Exercise details: Reproduce nothing but the lines from the start of the material through the line that includes "const barWidth = (n)", both ends included, and omit every picture.
-- Begin --
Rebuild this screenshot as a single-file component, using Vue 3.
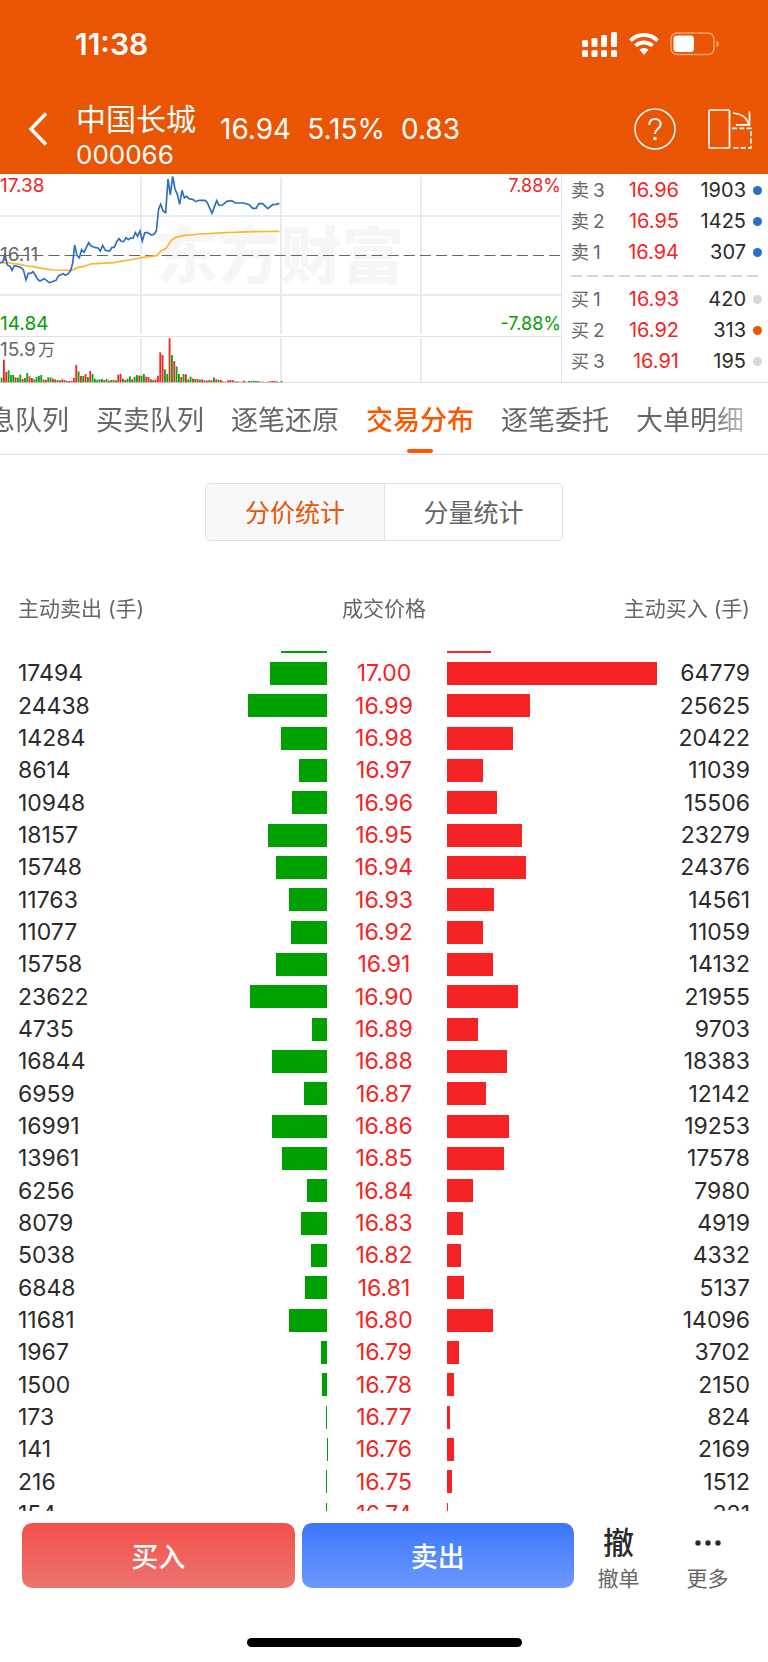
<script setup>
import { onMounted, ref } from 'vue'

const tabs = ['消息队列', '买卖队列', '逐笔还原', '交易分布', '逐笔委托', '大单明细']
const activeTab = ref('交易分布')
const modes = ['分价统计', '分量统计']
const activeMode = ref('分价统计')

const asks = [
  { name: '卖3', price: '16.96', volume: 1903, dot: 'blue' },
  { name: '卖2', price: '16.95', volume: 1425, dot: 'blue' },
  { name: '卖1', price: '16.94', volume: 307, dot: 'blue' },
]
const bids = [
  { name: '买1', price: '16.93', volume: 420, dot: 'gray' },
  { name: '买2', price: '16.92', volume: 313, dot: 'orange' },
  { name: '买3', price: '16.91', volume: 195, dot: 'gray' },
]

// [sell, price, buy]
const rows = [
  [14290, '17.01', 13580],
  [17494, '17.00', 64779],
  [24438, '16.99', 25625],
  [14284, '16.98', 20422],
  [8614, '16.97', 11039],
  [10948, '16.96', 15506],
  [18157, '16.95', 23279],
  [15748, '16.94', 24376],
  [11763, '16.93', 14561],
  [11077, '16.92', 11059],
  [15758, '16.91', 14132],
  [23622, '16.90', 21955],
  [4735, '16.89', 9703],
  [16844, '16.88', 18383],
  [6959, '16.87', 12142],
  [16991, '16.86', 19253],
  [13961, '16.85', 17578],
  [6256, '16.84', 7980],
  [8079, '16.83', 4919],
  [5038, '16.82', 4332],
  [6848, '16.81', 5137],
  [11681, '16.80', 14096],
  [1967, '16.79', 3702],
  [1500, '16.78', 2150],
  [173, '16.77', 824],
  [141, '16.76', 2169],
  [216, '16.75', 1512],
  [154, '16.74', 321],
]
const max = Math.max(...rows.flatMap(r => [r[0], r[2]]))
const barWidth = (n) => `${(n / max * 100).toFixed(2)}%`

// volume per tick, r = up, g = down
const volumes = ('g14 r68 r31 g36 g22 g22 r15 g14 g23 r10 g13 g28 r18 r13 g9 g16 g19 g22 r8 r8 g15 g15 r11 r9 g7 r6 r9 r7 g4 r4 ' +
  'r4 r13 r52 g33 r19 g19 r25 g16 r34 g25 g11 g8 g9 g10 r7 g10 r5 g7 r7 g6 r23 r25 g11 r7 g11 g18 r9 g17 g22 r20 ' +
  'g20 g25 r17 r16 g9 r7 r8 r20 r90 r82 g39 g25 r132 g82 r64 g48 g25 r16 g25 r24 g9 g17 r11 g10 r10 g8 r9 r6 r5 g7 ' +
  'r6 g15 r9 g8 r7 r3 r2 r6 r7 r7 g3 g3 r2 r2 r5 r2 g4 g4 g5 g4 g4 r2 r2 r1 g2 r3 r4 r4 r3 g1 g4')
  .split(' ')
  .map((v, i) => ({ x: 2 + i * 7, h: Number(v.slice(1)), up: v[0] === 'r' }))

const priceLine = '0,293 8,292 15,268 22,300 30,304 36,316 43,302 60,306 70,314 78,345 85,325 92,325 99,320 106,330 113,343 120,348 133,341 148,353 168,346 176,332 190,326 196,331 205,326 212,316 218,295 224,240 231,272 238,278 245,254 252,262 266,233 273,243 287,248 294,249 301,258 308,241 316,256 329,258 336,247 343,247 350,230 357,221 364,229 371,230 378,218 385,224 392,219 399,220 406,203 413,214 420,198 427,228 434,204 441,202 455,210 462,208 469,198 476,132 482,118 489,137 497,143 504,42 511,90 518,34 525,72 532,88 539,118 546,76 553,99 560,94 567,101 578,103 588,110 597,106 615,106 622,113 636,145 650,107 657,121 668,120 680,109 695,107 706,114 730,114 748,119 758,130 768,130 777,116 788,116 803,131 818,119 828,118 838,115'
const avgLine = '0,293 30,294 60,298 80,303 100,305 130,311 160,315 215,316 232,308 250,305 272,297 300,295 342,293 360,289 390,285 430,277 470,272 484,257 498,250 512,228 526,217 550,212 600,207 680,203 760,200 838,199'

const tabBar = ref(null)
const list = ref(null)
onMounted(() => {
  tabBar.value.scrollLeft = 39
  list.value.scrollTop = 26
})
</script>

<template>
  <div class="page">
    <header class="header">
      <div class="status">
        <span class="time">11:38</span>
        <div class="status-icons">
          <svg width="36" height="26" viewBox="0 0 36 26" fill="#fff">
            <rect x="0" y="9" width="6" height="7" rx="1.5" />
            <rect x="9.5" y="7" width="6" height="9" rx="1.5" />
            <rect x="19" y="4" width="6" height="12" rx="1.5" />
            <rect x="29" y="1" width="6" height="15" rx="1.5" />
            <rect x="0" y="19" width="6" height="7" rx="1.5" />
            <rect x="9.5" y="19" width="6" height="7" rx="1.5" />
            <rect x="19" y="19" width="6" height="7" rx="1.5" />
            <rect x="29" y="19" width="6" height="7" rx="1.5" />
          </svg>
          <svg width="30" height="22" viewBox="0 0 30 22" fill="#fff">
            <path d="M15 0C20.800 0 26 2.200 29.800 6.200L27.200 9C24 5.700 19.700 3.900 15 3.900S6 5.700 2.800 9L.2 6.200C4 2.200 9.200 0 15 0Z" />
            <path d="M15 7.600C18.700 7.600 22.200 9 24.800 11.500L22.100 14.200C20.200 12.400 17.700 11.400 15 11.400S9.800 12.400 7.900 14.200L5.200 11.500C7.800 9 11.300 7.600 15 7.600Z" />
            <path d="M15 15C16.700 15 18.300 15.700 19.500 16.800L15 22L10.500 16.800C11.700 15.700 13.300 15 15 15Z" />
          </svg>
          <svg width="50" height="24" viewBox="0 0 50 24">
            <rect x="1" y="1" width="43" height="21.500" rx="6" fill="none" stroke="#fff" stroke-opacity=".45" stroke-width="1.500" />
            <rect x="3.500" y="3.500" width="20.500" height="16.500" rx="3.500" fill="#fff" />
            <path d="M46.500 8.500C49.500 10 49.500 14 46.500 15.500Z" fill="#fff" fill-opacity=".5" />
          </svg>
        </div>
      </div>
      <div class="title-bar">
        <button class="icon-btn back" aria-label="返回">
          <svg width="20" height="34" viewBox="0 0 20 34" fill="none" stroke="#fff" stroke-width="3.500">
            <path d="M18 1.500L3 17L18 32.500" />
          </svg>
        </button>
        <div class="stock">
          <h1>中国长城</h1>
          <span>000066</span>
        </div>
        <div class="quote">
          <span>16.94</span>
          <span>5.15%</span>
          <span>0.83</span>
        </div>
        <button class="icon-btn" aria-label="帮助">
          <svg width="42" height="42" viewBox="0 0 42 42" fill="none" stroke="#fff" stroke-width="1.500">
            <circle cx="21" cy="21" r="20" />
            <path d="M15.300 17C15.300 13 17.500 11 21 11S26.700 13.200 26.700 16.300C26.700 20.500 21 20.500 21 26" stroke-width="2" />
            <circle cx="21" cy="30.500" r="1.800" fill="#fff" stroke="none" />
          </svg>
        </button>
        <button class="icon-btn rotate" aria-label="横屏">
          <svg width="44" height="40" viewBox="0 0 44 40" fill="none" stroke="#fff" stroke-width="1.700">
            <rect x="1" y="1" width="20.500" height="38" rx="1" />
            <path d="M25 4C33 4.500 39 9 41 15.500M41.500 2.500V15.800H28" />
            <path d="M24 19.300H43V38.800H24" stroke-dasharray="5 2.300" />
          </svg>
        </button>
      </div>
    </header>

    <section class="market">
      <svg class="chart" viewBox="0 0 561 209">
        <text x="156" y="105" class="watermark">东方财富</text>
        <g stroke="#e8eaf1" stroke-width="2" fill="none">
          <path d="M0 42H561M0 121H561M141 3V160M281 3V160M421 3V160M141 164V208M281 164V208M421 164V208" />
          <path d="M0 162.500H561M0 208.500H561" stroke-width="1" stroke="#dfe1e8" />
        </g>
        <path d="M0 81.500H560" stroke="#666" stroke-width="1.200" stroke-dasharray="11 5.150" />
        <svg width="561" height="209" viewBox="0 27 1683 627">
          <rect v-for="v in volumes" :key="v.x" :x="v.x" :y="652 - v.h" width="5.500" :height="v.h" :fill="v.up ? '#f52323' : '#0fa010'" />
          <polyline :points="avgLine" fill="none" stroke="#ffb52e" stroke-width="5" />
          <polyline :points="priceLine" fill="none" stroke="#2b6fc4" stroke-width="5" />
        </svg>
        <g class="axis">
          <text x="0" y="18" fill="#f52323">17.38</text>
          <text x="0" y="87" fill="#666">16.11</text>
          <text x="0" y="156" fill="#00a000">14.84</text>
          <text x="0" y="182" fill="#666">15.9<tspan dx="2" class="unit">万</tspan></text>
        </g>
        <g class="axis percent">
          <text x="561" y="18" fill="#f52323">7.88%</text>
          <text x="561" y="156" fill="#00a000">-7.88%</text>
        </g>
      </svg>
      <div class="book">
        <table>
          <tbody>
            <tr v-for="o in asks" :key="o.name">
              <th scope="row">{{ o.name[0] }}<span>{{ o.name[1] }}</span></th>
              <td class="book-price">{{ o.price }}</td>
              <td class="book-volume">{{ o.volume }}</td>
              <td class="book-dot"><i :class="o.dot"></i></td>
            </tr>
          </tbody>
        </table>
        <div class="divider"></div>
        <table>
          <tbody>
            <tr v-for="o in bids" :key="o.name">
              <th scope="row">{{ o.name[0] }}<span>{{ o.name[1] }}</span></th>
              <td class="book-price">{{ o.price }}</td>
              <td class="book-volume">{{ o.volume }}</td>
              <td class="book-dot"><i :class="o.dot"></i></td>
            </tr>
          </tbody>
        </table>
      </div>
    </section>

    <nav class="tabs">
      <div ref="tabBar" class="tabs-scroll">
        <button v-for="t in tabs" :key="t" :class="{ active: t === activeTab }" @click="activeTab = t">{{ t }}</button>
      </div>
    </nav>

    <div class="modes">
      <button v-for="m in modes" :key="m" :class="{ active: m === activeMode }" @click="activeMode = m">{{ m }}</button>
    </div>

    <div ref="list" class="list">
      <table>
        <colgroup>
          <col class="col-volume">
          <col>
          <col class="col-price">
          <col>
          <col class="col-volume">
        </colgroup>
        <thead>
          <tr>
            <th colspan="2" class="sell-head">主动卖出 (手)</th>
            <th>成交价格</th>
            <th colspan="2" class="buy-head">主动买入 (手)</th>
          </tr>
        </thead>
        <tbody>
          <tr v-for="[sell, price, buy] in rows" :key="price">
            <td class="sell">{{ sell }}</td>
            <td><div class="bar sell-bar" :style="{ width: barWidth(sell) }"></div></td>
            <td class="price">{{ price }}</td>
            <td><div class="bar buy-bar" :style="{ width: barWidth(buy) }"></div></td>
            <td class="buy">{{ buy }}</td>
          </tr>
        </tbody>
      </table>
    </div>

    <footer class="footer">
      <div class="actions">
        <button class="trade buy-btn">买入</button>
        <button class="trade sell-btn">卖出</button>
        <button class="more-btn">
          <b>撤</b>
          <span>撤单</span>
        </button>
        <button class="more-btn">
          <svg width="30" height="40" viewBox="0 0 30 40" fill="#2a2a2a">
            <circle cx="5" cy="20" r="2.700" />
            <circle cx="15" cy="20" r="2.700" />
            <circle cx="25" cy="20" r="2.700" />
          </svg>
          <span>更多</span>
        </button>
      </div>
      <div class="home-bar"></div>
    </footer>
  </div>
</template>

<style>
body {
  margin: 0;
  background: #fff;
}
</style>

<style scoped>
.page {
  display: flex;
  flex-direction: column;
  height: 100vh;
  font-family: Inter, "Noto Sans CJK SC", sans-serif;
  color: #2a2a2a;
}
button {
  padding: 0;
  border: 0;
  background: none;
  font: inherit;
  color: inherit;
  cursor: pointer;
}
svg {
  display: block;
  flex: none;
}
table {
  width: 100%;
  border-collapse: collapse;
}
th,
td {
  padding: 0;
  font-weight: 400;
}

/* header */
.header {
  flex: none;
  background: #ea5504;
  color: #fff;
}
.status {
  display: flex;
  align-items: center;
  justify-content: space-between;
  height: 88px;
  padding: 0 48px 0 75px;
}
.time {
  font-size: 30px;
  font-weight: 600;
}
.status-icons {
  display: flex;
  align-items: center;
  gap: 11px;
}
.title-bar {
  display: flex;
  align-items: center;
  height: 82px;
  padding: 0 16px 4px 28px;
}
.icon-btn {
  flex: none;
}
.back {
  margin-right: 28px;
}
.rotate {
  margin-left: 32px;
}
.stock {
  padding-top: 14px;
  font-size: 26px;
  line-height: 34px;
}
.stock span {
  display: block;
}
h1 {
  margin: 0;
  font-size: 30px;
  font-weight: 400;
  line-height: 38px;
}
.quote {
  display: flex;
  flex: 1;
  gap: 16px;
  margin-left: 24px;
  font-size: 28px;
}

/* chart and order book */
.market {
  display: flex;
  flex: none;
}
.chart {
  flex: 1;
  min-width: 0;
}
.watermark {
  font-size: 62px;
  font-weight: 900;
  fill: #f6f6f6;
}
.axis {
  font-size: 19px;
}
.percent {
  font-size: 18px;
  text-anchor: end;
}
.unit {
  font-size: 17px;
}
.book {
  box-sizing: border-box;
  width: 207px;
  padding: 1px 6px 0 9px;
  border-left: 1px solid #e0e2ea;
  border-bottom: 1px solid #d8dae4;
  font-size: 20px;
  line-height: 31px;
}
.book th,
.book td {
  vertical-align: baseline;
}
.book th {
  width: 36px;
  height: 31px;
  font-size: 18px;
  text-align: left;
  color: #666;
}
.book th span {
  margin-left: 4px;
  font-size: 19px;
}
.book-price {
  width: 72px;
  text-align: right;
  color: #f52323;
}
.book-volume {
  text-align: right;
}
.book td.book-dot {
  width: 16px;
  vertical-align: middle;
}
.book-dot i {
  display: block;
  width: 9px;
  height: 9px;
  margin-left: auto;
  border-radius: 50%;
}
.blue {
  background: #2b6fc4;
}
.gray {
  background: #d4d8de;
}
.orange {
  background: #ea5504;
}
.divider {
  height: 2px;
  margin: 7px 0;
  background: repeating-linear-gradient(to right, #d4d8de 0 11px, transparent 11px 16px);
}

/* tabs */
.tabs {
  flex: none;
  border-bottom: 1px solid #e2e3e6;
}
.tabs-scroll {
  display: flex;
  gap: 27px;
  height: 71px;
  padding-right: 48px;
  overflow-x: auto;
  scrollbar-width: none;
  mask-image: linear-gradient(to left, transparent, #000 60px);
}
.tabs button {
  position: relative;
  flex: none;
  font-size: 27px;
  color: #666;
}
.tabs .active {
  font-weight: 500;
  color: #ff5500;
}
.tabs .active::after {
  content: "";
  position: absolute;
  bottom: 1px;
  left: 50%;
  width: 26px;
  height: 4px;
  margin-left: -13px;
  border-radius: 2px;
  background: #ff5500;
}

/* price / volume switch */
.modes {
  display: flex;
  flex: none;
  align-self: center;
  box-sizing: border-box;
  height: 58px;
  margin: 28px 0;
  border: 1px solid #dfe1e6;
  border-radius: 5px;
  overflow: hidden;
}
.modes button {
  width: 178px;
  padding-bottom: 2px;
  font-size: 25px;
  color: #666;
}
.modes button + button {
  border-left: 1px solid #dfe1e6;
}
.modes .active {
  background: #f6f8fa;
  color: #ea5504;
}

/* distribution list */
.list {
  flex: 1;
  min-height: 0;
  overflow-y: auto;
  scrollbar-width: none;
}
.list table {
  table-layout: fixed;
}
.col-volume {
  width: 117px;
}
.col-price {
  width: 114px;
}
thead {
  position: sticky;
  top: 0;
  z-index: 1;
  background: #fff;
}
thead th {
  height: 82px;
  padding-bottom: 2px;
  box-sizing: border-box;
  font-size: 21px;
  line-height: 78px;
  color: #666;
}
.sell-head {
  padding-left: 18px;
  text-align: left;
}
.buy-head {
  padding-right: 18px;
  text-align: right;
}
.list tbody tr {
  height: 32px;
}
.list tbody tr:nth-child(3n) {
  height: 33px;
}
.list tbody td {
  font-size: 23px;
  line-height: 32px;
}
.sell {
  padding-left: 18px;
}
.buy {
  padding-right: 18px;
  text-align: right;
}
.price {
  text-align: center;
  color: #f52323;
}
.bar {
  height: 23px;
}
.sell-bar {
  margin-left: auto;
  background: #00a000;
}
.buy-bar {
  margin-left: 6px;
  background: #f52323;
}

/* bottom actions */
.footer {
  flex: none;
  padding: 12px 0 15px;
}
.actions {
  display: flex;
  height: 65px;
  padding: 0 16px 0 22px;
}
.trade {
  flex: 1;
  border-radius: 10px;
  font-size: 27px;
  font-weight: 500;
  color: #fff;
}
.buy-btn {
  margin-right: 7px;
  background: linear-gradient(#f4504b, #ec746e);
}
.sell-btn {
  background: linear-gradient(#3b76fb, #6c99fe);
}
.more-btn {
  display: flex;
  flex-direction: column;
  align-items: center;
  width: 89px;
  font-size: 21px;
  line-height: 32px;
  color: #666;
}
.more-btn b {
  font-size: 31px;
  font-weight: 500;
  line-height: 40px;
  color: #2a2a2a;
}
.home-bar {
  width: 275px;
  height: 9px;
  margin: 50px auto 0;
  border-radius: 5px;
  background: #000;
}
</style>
-- End --
Task output:
Rebuild this screenshot as a single-file component, using Vue 3.
<script setup>
import { onMounted, ref } from 'vue'

const tabs = ['消息队列', '买卖队列', '逐笔还原', '交易分布', '逐笔委托', '大单明细']
const activeTab = ref('交易分布')
const modes = ['分价统计', '分量统计']
const activeMode = ref('分价统计')

const asks = [
  { name: '卖3', price: '16.96', volume: 1903, dot: 'blue' },
  { name: '卖2', price: '16.95', volume: 1425, dot: 'blue' },
  { name: '卖1', price: '16.94', volume: 307, dot: 'blue' },
]
const bids = [
  { name: '买1', price: '16.93', volume: 420, dot: 'gray' },
  { name: '买2', price: '16.92', volume: 313, dot: 'orange' },
  { name: '买3', price: '16.91', volume: 195, dot: 'gray' },
]

// [sell, price, buy]
const rows = [
  [14290, '17.01', 13580],
  [17494, '17.00', 64779],
  [24438, '16.99', 25625],
  [14284, '16.98', 20422],
  [8614, '16.97', 11039],
  [10948, '16.96', 15506],
  [18157, '16.95', 23279],
  [15748, '16.94', 24376],
  [11763, '16.93', 14561],
  [11077, '16.92', 11059],
  [15758, '16.91', 14132],
  [23622, '16.90', 21955],
  [4735, '16.89', 9703],
  [16844, '16.88', 18383],
  [6959, '16.87', 12142],
  [16991, '16.86', 19253],
  [13961, '16.85', 17578],
  [6256, '16.84', 7980],
  [8079, '16.83', 4919],
  [5038, '16.82', 4332],
  [6848, '16.81', 5137],
  [11681, '16.80', 14096],
  [1967, '16.79', 3702],
  [1500, '16.78', 2150],
  [173, '16.77', 824],
  [141, '16.76', 2169],
  [216, '16.75', 1512],
  [154, '16.74', 321],
]
const max = Math.max(...rows.flatMap(r => [r[0], r[2]]))
const barWidth = (n) => `${(n / max * 100).toFixed(2)}%`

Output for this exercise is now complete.